Discovery Channel Magazine, November 2013
50 years ago on November 22, John Fitzgerald Kennedy was assassinated in Dallas, Texas. To this day, those gunshots resonate around the world. Chris Wright takes us through the fateful days in question, sets the context of a vibrant and unsettled 1963 – and explains the challenges to the official version of events.
January-October 1963
It is tempting to look back on 1963 as a halcyon time presided over by a much-loved President. In fact, the true picture was nothing like as clear.
Kennedy had been sworn in as the 35th President of the USA on January 20, 1961, and since then his Presidency had been dominated not by harmony but by confrontation, chiefly with the Soviet Union: these were the early salvos of what we would come to know as the Cold War.
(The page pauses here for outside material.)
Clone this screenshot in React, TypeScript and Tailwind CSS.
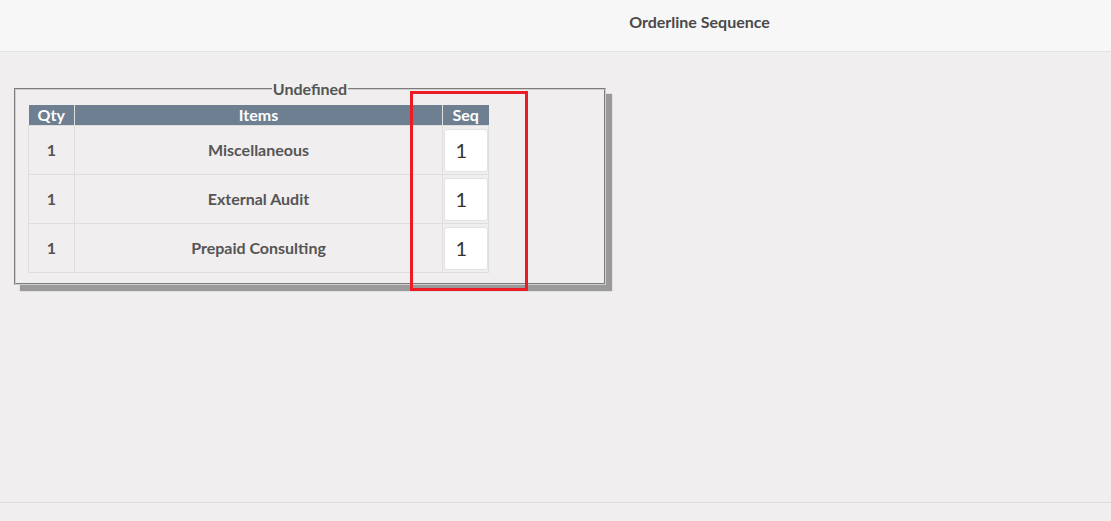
import React from 'react';

const rows = [
  { qty: 1, item: 'Miscellaneous', seq: 1 },
  { qty: 1, item: 'External Audit', seq: 1 },
  { qty: 1, item: 'Prepaid Consulting', seq: 1 },
];

export default function App() {
  return (
    <div className="relative w-[1111px] h-[521px] bg-[#f0eeef] font-['Lato','Liberation_Sans',sans-serif] overflow-hidden">
      {/* 상단 바 */}
      <header className="h-[52px] bg-[#f7f7f7] border-b border-[#e2e2e2] flex items-center justify-center pl-[288px] pb-[7px]">
        <h1 className="text-[16px] font-bold text-[#4a4a4a]">Orderline Sequence</h1>
      </header>

      <main className="h-[450px] pt-[28px] pl-[14px]">
        <fieldset className="w-[592px] h-[205px] border-2 [border-style:groove] border-[#d0d0d0] shadow-[6px_6px_1px_#9a9a9a] px-[12px] pt-[7px]">
          <legend className="mx-auto px-[1px] text-[16px] leading-[18px] font-bold text-[#555]">Undefined</legend>
          <table className="border-collapse text-[16px] font-bold text-[#555]">
            <thead>
              <tr className="bg-[#6e7f91] text-white h-[20px] leading-[20px]">
                <th className="w-[46px] border-r border-[#e0e0e0] font-bold">Qty</th>
                <th className="w-[368px] border-r border-[#e0e0e0] font-bold">Items</th>
                <th className="w-[46px] font-bold">Seq</th>
              </tr>
            </thead>
            <tbody>
              {rows.map((r) => (
                <tr key={r.item} className="h-[49px]">
                  <td className="border border-[#dedede] text-center">{r.qty}</td>
                  <td className="border border-[#dedede] text-center">{r.item}</td>
                  <td className="border border-[#dedede] p-0">
                    <div className="mx-auto w-[44px] h-[43px] bg-white border border-[#e2e2e2] rounded-[3px] flex items-center pl-[11px] text-[20px] font-normal text-[#333]">
                      {r.seq}
                    </div>
                  </td>
                </tr>
              ))}
            </tbody>
          </table>
        </fieldset>
      </main>

      <footer className="h-[19px] border-t border-[#dcdcdc]" />

      {/* 강조 표시 */}
      <div className="absolute left-[410px] top-[91px] w-[118px] h-[200px] border-[3px] border-[#ec1c24]" />
    </div>
  );
}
In particular, in April 1962 he ordered the disastrous Bay of Pigs invasion in an attempt to overthrow the government of Fidel Castro, because it was considered sympathetic to the Russians; the entire invading force was either killed or captured and it took Kennedy the best part of two years to negotiate the release of the 1,189 survivors in exchange for $53 million worth of food and medicine. Then, in October 1962, came the Cuban Missile Crisis, where tensions grew after it became clear the Soviets were building ballistic missile sites in Cuba; by most accounts, this is considered the closest the world has ever come to nuclear war.
Entering 1963, tension with Premier Khrushchev’s Soviet Union had at least declined, but there were plenty of other problems at home and abroad.
Domestically, the year up until November would be dominated by Kennedy’s civil rights struggle. In February, he announced his plans for new legislation, ensuring that all black Americans would have the right to vote, discrimination would be outlawed, and segregation – the practice of keeping black and white people separate, from buses to schools, with black facilities always greatly inferior to the white – would be ended. “Legislation was necessary because without it, nothing had changed since emancipation 100 years before,” writes Andrew Cook in his book 1963. “Black children were growing up with the prospect of radically lower earnings, poorer health, inferior education and shorter lives than whites born at the same time.”